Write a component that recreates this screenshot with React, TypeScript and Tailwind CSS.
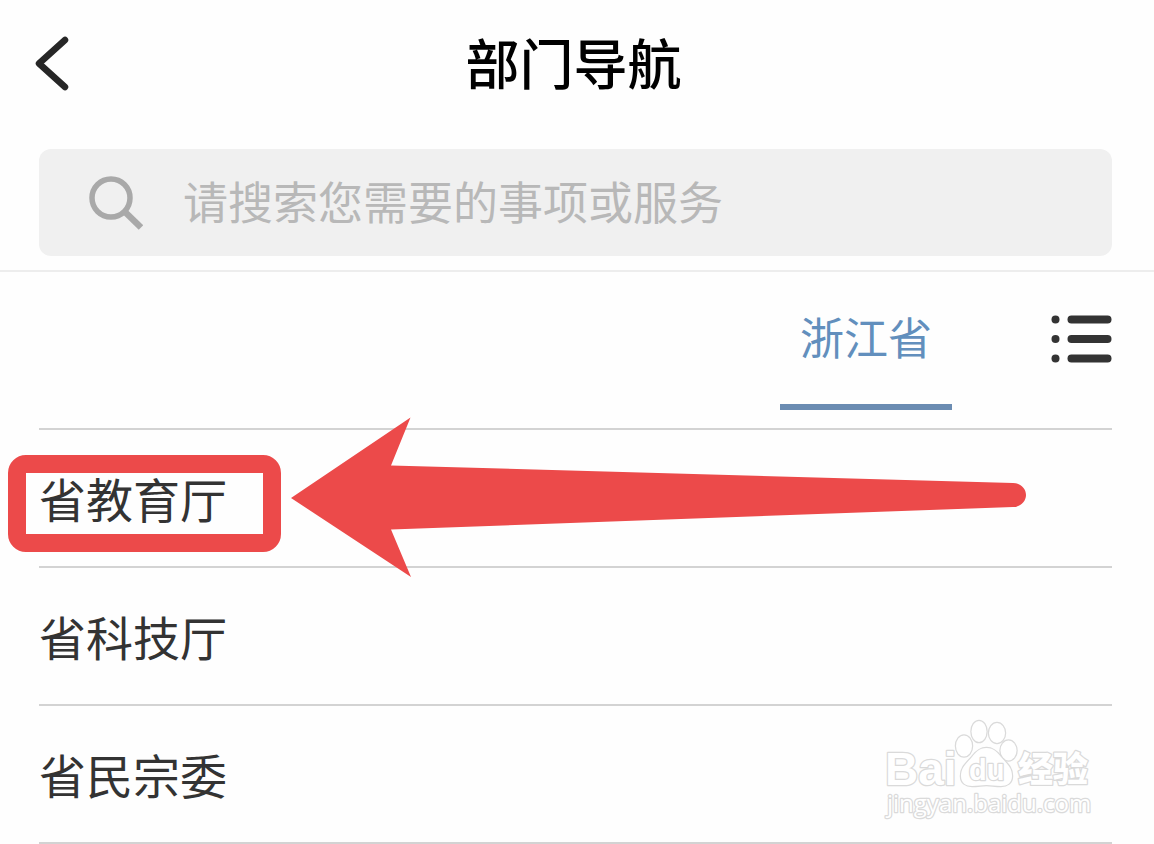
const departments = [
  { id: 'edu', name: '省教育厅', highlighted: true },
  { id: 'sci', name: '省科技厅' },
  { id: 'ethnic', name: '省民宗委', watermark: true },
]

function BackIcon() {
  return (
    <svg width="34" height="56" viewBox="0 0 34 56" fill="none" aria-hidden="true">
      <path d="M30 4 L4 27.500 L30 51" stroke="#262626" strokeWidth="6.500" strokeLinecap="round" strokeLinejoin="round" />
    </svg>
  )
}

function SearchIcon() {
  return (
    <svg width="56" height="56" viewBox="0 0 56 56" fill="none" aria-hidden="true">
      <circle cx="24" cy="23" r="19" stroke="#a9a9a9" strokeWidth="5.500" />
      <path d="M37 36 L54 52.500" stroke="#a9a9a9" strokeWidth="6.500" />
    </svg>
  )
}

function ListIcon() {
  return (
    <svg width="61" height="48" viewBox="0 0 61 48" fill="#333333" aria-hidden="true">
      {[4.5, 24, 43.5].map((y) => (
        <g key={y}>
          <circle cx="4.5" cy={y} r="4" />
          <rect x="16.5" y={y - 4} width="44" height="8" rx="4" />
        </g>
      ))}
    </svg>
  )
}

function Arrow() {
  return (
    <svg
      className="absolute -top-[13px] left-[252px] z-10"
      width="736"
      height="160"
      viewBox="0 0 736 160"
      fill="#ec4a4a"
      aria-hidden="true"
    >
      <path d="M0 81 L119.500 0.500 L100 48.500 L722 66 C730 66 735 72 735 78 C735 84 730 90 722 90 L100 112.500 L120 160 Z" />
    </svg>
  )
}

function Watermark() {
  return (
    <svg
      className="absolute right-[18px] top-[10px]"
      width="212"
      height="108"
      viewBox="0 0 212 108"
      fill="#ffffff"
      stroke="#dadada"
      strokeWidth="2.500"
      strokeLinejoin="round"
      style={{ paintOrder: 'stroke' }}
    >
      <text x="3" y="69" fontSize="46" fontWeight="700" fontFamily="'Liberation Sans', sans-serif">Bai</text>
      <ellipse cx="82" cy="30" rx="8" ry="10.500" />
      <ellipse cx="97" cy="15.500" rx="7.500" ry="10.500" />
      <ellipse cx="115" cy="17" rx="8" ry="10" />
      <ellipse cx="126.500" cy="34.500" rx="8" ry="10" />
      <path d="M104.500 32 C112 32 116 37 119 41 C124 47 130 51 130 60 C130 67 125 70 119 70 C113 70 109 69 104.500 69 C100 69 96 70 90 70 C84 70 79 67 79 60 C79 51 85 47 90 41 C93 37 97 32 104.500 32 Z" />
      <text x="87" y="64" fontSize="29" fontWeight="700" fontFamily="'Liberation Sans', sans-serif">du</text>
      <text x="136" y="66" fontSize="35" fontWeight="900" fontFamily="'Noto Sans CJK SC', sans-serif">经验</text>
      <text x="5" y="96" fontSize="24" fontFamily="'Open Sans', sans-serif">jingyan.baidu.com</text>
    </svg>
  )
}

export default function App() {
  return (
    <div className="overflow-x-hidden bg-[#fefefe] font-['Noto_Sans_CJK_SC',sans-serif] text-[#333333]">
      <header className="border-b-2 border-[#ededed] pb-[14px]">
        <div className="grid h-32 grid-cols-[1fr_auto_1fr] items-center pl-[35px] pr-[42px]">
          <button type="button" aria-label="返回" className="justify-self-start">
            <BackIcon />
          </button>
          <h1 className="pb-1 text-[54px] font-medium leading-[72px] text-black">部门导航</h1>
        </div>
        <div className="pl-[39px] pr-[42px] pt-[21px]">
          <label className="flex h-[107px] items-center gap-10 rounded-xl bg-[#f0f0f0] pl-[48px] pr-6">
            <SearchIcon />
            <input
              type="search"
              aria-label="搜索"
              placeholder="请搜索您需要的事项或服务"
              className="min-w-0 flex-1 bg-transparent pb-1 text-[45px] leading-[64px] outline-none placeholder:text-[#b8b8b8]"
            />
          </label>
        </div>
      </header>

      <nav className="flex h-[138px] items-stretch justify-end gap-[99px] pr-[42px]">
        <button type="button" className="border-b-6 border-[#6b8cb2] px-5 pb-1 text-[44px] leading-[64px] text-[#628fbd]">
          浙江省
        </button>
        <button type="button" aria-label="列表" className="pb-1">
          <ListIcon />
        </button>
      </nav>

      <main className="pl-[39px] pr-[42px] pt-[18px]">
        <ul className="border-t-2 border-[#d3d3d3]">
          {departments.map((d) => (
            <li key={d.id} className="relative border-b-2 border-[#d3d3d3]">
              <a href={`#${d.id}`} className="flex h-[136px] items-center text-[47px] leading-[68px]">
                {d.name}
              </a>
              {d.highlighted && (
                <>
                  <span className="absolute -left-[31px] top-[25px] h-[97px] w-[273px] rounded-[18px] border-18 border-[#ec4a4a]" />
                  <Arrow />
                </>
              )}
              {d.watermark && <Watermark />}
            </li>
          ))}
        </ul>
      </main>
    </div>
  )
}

□ □ □ □

Repeat the listing verbatim. Skip the pictures.

Write a component that recreates this screenshot with React, TypeScript and Tailwind CSS.
const departments = [
  { id: 'edu', name: '省教育厅', highlighted: true },
  { id: 'sci', name: '省科技厅' },
  { id: 'ethnic', name: '省民宗委', watermark: true },
]

function BackIcon() {
  return (
    <svg width="34" height="56" viewBox="0 0 34 56" fill="none" aria-hidden="true">
      <path d="M30 4 L4 27.500 L30 51" stroke="#262626" strokeWidth="6.500" strokeLinecap="round" strokeLinejoin="round" />
    </svg>
  )
}

function SearchIcon() {
  return (
    <svg width="56" height="56" viewBox="0 0 56 56" fill="none" aria-hidden="true">
      <circle cx="24" cy="23" r="19" stroke="#a9a9a9" strokeWidth="5.500" />
      <path d="M37 36 L54 52.500" stroke="#a9a9a9" strokeWidth="6.500" />
    </svg>
  )
}

function ListIcon() {
  return (
    <svg width="61" height="48" viewBox="0 0 61 48" fill="#333333" aria-hidden="true">
      {[4.5, 24, 43.5].map((y) => (
        <g key={y}>
          <circle cx="4.5" cy={y} r="4" />
          <rect x="16.5" y={y - 4} width="44" height="8" rx="4" />
        </g>
      ))}
    </svg>
  )
}

function Arrow() {
  return (
    <svg
      className="absolute -top-[13px] left-[252px] z-10"
      width="736"
      height="160"
      viewBox="0 0 736 160"
      fill="#ec4a4a"
      aria-hidden="true"
    >
      <path d="M0 81 L119.500 0.500 L100 48.500 L722 66 C730 66 735 72 735 78 C735 84 730 90 722 90 L100 112.500 L120 160 Z" />
    </svg>
  )
}

function Watermark() {
  return (
    <svg
      className="absolute right-[18px] top-[10px]"
      width="212"
      height="108"
      viewBox="0 0 212 108"
      fill="#ffffff"
      stroke="#dadada"
      strokeWidth="2.500"
      strokeLinejoin="round"
      style={{ paintOrder: 'stroke' }}
    >
      <text x="3" y="69" fontSize="46" fontWeight="700" fontFamily="'Liberation Sans', sans-serif">Bai</text>
      <ellipse cx="82" cy="30" rx="8" ry="10.500" />
      <ellipse cx="97" cy="15.500" rx="7.500" ry="10.500" />
      <ellipse cx="115" cy="17" rx="8" ry="10" />
      <ellipse cx="126.500" cy="34.500" rx="8" ry="10" />
      <path d="M104.500 32 C112 32 116 37 119 41 C124 47 130 51 130 60 C130 67 125 70 119 70 C113 70 109 69 104.500 69 C100 69 96 70 90 70 C84 70 79 67 79 60 C79 51 85 47 90 41 C93 37 97 32 104.500 32 Z" />
      <text x="87" y="64" fontSize="29" fontWeight="700" fontFamily="'Liberation Sans', sans-serif">du</text>
      <text x="136" y="66" fontSize="35" fontWeight="900" fontFamily="'Noto Sans CJK SC', sans-serif">经验</text>
      <text x="5" y="96" fontSize="24" fontFamily="'Open Sans', sans-serif">jingyan.baidu.com</text>
    </svg>
  )
}

export default function App() {
  return (
    <div className="overflow-x-hidden bg-[#fefefe] font-['Noto_Sans_CJK_SC',sans-serif] text-[#333333]">
      <header className="border-b-2 border-[#ededed] pb-[14px]">
        <div className="grid h-32 grid-cols-[1fr_auto_1fr] items-center pl-[35px] pr-[42px]">
          <button type="button" aria-label="返回" className="justify-self-start">
            <BackIcon />
          </button>
          <h1 className="pb-1 text-[54px] font-medium leading-[72px] text-black">部门导航</h1>
        </div>
        <div className="pl-[39px] pr-[42px] pt-[21px]">
          <label className="flex h-[107px] items-center gap-10 rounded-xl bg-[#f0f0f0] pl-[48px] pr-6">
            <SearchIcon />
            <input
              type="search"
              aria-label="搜索"
              placeholder="请搜索您需要的事项或服务"
              className="min-w-0 flex-1 bg-transparent pb-1 text-[45px] leading-[64px] outline-none placeholder:text-[#b8b8b8]"
            />
          </label>
        </div>
      </header>

      <nav className="flex h-[138px] items-stretch justify-end gap-[99px] pr-[42px]">
        <button type="button" className="border-b-6 border-[#6b8cb2] px-5 pb-1 text-[44px] leading-[64px] text-[#628fbd]">
          浙江省
        </button>
        <button type="button" aria-label="列表" className="pb-1">
          <ListIcon />
        </button>
      </nav>

      <main className="pl-[39px] pr-[42px] pt-[18px]">
        <ul className="border-t-2 border-[#d3d3d3]">
          {departments.map((d) => (
            <li key={d.id} className="relative border-b-2 border-[#d3d3d3]">
              <a href={`#${d.id}`} className="flex h-[136px] items-center text-[47px] leading-[68px]">
                {d.name}
              </a>
              {d.highlighted && (
                <>
                  <span className="absolute -left-[31px] top-[25px] h-[97px] w-[273px] rounded-[18px] border-18 border-[#ec4a4a]" />
                  <Arrow />
                </>
              )}
              {d.watermark && <Watermark />}
            </li>
          ))}
        </ul>
      </main>
    </div>
  )
}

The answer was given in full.